We arrive with a full social calendar

As Hat-ma and I drove south we both dug out all the customer phone numbers we had from down here and called to let them know we were on our way. Hat-ma and Tara are coming back! One night only! It sounded like there’d only been one dancer for a few weeks, so we were hoping to bring back the customers that had fallen away from boredom.

There’s only so long you can talk on the phone though, and only so many miles of cell reception. After three hours I was getting tired and Hat-ma was reading to me about the importance of nose breathing and sleep. Hearing about sleep when I was already tired and driving down a long highway into the hypnotic continuous swirl of falling snow was making me even more sleepy. That’s when I looked up and saw a ghost step into the highway. After blinking a couple times I realized it was actually a lynx, the only one I have ever seen on a road and one of a very few that I’ve seen alive. I stopped and looked at the tracks to double check, that’s how weird it was seeing a lynx in the road.

By then we were almost to the little bitty town, which actually is a little bitty town now that all the tourists have left. We stopped at my friends house to dispense hugs. She had a houseful of drunk young people, all her kids and the people they’re dating and their friends. “Y’all got fifteen more minutes,” she bellowed, “and then you’re all cut off. We got a military ceremony in six hours.” This is how they grieve.

A couple more miles down the road we stop at the strip club. One stripper and one manager and they are thrilled to see us. The manager tells us that one of our customers is having a big birthday party in town the next day. Hat-ma squeals: he’s one of her best customers in this town. I can’t quite place him. Of course we’ll go before work and try to tempt the after party to the club. “Tell him I didn’t know what to get for his birthday so I brought you two up here,” the manager jokes. Then, “you two behave yourselves now. There’s gonna be a bunch of oil company guys and they’re gonna have their wives. I don’t want any nastiness.”

Of course. Stripper-slut-whore-Goddesses must always behave themselves around the normal women.

The one dancer who’s still in town invites Hat-ma to stay with her, and we unload Hat-ma’s luggage from the van so that Bro can get back to the food. Then we head into town to do a little promoting. We go to the 24 hour diner, first, thinking that’s where everyone will be. It’s pretty empty, but we make our stripperness obvious and Hat-ma explains loudly to the waitress that we’re strippers and we’re back in town for one night only. Then we hit the bars. I’ve been to a couple of them once, but Hat-ma has long, carefully cultivated relationships with all the bartenders in town. She knows their customers, their cousins, and what they drink. Hat-ma is a marketing queen.

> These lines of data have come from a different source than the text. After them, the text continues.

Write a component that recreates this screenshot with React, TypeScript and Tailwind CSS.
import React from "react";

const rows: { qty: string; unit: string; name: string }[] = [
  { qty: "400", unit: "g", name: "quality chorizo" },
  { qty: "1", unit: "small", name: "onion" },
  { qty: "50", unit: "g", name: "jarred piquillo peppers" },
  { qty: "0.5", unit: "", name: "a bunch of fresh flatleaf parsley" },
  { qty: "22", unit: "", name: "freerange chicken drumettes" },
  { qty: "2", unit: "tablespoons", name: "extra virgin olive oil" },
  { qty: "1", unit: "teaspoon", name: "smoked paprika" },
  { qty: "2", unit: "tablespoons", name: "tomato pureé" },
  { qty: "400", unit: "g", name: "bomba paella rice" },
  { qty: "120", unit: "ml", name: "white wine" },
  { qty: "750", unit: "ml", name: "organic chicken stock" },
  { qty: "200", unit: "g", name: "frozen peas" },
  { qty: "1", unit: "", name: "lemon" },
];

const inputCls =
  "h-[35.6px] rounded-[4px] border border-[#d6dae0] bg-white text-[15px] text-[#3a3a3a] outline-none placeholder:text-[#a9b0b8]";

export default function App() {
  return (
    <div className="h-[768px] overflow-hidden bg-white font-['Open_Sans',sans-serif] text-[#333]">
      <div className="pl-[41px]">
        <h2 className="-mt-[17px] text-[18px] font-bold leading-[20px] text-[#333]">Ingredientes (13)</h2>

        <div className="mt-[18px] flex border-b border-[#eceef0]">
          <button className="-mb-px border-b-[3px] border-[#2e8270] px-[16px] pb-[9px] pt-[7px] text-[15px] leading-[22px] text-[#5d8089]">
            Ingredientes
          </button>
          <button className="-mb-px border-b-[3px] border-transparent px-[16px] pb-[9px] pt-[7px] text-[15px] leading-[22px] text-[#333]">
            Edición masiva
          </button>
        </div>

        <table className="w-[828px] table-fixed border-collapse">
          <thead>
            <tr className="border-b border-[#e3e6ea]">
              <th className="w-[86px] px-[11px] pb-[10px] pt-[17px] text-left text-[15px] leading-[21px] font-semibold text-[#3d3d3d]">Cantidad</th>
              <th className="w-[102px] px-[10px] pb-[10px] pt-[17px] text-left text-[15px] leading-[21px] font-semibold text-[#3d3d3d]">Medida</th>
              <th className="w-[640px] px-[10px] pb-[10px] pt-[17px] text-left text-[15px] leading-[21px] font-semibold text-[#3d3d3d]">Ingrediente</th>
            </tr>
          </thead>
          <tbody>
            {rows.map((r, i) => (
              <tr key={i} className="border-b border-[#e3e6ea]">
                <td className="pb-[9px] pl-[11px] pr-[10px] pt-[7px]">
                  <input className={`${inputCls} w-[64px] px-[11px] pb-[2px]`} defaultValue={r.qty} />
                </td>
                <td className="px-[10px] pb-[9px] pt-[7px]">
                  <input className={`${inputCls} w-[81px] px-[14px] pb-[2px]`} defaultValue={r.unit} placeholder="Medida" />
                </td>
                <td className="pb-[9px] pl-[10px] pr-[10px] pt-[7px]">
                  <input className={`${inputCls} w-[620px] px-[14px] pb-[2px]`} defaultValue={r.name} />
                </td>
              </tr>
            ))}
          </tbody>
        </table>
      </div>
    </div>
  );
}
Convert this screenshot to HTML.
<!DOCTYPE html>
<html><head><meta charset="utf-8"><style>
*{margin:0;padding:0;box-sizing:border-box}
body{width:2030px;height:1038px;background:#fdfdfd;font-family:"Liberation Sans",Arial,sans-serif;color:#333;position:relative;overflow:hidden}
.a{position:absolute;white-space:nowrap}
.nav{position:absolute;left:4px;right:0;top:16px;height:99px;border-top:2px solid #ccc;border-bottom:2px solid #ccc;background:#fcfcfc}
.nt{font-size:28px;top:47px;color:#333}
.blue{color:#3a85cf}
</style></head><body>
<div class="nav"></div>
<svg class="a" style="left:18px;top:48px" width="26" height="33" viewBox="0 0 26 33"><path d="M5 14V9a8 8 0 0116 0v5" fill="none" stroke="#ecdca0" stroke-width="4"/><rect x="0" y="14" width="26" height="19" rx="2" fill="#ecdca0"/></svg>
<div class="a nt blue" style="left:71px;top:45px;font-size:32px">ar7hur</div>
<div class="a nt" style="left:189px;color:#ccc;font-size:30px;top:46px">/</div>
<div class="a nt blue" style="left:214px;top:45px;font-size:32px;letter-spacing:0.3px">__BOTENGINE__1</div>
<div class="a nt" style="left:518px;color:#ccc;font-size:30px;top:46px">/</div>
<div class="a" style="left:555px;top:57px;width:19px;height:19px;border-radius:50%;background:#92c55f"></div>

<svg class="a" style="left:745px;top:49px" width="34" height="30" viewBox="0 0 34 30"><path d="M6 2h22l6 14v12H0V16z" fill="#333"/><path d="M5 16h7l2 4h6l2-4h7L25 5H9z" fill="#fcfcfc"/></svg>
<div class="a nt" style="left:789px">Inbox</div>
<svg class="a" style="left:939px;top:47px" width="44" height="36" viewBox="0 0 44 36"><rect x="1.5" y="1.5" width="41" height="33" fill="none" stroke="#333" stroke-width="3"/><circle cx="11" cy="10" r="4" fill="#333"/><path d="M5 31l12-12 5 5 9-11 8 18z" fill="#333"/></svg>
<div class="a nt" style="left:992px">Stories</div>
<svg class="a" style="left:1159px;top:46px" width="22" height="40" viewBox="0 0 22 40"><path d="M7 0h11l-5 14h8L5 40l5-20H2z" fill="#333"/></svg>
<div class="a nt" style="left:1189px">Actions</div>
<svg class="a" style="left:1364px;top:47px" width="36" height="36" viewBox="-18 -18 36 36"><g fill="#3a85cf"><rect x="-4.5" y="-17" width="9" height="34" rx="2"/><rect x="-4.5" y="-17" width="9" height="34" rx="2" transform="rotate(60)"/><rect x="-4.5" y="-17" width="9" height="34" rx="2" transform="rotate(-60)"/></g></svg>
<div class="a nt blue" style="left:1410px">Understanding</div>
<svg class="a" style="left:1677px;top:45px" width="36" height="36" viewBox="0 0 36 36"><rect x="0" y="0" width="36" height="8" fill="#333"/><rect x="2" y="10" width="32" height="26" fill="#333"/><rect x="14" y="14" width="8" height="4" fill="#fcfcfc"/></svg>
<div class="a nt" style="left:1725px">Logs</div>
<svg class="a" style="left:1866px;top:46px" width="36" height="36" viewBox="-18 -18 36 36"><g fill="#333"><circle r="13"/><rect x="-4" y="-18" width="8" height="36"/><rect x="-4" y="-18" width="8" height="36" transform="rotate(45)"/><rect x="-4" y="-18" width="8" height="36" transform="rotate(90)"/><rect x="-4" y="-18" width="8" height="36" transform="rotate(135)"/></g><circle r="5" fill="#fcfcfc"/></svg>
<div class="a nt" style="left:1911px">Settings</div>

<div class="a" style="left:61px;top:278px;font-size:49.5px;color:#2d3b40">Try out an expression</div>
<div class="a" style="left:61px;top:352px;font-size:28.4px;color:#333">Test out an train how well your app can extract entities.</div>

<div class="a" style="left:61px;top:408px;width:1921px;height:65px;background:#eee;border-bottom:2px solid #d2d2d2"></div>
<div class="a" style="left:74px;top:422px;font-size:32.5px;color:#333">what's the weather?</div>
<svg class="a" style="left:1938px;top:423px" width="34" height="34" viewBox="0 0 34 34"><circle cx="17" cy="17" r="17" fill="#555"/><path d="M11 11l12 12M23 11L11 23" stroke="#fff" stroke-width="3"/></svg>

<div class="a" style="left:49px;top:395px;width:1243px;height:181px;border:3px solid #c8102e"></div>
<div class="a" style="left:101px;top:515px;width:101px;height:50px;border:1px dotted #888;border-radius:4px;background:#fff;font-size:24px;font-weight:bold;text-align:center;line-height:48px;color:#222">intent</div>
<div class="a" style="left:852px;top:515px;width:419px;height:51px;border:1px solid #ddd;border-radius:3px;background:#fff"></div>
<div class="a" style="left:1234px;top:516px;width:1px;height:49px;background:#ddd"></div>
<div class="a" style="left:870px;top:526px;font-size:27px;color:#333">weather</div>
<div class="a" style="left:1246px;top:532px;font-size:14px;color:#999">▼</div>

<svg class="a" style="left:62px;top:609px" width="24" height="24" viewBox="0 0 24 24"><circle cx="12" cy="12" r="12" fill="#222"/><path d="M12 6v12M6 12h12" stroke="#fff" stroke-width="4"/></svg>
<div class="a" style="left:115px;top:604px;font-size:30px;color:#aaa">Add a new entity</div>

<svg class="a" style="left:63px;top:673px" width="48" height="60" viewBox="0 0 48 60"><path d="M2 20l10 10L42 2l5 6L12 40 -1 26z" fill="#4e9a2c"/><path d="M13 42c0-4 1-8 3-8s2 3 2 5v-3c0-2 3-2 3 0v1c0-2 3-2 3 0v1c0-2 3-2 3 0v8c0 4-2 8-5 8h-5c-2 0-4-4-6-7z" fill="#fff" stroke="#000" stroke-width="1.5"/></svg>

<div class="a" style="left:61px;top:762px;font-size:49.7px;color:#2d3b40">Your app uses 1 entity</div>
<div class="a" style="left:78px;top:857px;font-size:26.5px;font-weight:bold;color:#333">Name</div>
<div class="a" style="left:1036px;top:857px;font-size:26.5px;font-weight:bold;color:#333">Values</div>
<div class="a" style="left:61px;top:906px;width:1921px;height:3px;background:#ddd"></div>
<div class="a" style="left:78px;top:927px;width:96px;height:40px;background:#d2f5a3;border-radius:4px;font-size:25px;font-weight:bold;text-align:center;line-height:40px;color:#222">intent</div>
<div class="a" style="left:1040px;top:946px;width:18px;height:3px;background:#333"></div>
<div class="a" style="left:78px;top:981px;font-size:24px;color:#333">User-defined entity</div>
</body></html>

By the time I take her back to the club to go home with our friend it seems like anyone who goes to any bar will hear about the two hot new strippers in town for one night and one night only. When I leave her I go to one of my favorite spots by the river. It’s warmer here, but it feels colder because of the humidity. It’s been so long since I’ve seen this river, and I have an urge to chop through the ice and jump in. I don’t. It would be stupid. Instead I lay on the ice and listen to the sound of running water and creaking ice under me.

Back in the van I strip out of all my wet snowy clothes before I do my levitate-and-wedge routine to get in bed. I fall asleep full of visions of lynx and the lullabye of running water and creaking ice.